Florida Coastal Home Insurance Basics For Buyers

Florida Coastal Home Insurance Basics For Buyers

  • 12/4/25

Buying near the coast in Southern Martin County should feel exciting, not overwhelming. If you are relocating or purchasing a second home, insurance can be the one piece that trips up your timeline and budget. The rules are different here because wind and flood risks are real, and the market has been shifting. This guide gives you a clear, practical foundation on the policies you will likely need, what drives premiums and deductibles, and the timeline to bind coverage with confidence. Let’s dive in.

What makes coastal insurance different

Southern Martin County sits on Florida’s Treasure Coast, where hurricane wind, storm surge, and flood risk shape how you insure a home. Flood and wind are the exposures that most directly affect what you buy and what it costs. You will see separate flood policies, percentage hurricane deductibles, and underwriting that looks closely at your roof, elevation, and storm protections.

Florida’s insurance market has also been volatile in recent years due to storm losses, litigation trends, and reinsurance costs. That has led to higher premiums, tighter underwriting, and more cases where buyers use Citizens Property Insurance, the state’s insurer of last resort, when private carriers will not write a policy. Planning ahead helps you avoid last‑minute surprises.

The core policies you will likely need

Homeowners coverage for single‑family homes

For most houses, the common form is an HO‑3 policy. It typically covers the dwelling, other structures, personal property, liability, and loss of use or Additional Living Expenses if you cannot live in the home after a covered claim. In coastal areas, a key distinction is windstorm and hurricane coverage. Many policies include wind but apply a separate percentage deductible for hurricanes or named storms.

  • Expect a hurricane or wind deductible in the range of 1% to 5% of the dwelling limit in Florida coastal areas. Higher percentages can appear in higher‑risk zones.
  • Non‑hurricane deductibles are usually fixed dollar amounts.
  • Underwriting focuses on roof age and condition, compliance with current building codes, and opening protection such as impact windows or shutters.

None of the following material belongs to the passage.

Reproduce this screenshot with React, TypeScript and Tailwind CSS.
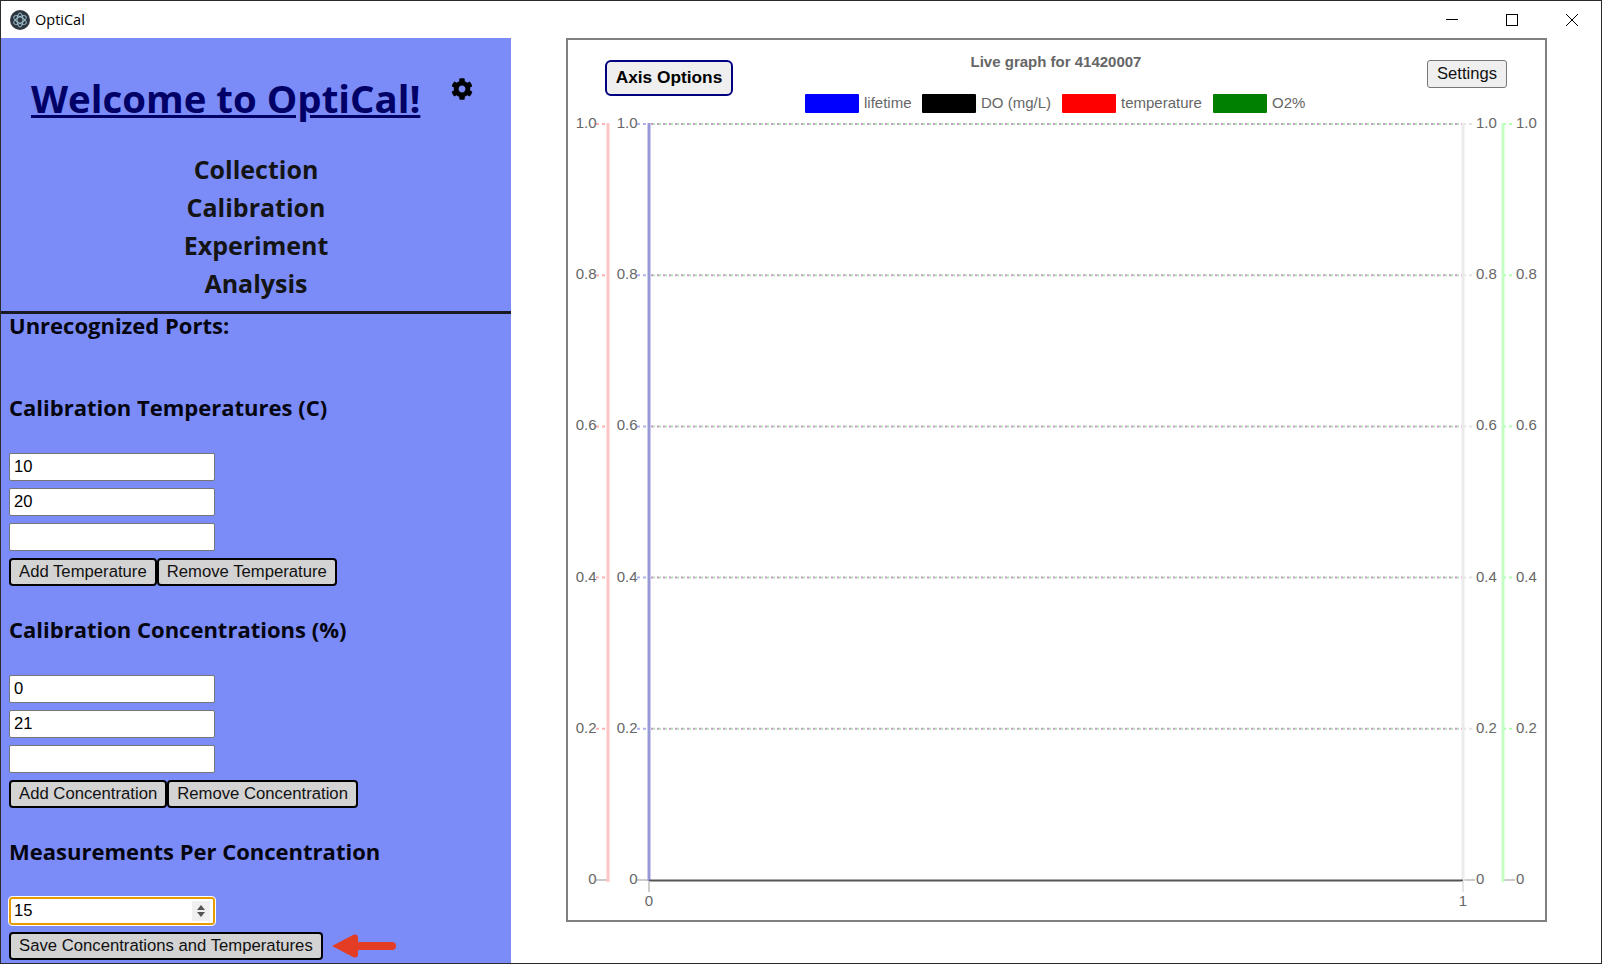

If wind is excluded or limited on the base policy, the insurer may offer wind separately. Always confirm whether a quote includes wind and how the deductibles work.

Windstorm coverage

In many coastal purchases, wind can be its own coverage. Some carriers include wind within homeowners. Others exclude it or require a separate wind policy or endorsement. The difference matters because a separate wind policy or a higher wind deductible changes both your premium and your out‑of‑pocket cost after a storm. Ask for a line‑item breakout so you can compare apples to apples.

Condo unit owners (HO‑6)

If you are buying a condo, an HO‑6 policy covers your personal property, interior finishes and improvements, personal liability, and loss of use. What you insure “walls‑in” depends on the condo association’s master policy. Associations vary by whether they insure bare walls‑in, walls‑out, or all‑in building elements. Get the master policy summary and relevant bylaws so you can right‑size your HO‑6.

In coastal condominiums, pay close attention to the association’s hurricane deductible and how special assessments work after a storm. That affects the limits and deductibles you select on your HO‑6.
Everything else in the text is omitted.